119. In a Rutherford-scattering comparison, doubling the foil thickness approximately increases the number of scattered alpha particles because
ⓐ. each alpha particle loses its charge twice
ⓑ. the scattering angle becomes independent of the nucleus
ⓒ. the alpha beam encounters more target atoms
ⓓ. the alpha particles stop obeying Coulomb repulsion
Correct Answer: the alpha beam encounters more target atoms
Explanation: A thicker foil contains more atomic layers along the path of the alpha beam. More target atoms mean more opportunities for alpha particles to pass near nuclei and scatter. For a qualitative comparison, increasing foil thickness increases the number of scattering events. This does not mean that thick foil is preferred for clean interpretation, because too much thickness can introduce multiple scattering. The trend with thickness concerns event count, while thin foil is chosen to keep the geometry simpler.
120. Study the qualitative scattering table.
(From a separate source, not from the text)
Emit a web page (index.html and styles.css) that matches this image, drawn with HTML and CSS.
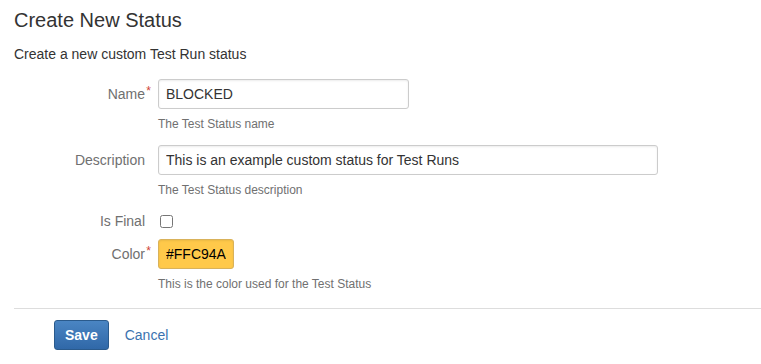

| Change made | Expected effect on large-angle scattering |
| P. Increase target \(Z\) | Increases |
| Q. Increase alpha-particle kinetic energy | Decreases |
| R. Increase foil thickness moderately | Increases number of scattering events |
| S. Increase scattering angle being counted | Increases count sharply |
The row that conflicts with Rutherford-scattering trends is
ⓐ. Row P
ⓑ. Row Q
ⓒ. Row R
ⓓ. Row S
Correct Answer: Row S
Explanation: Increasing target \(Z\) strengthens nuclear repulsion, so large-angle scattering becomes more likely. Increasing alpha-particle kinetic energy makes the projectile harder to deflect, so scattering into a fixed large angle becomes less likely. Increasing foil thickness moderately gives more target atoms and can increase the number of scattering events. However, the count decreases sharply as scattering angle increases; it does not increase sharply. Row S reverses the observed angular trend of Rutherford scattering.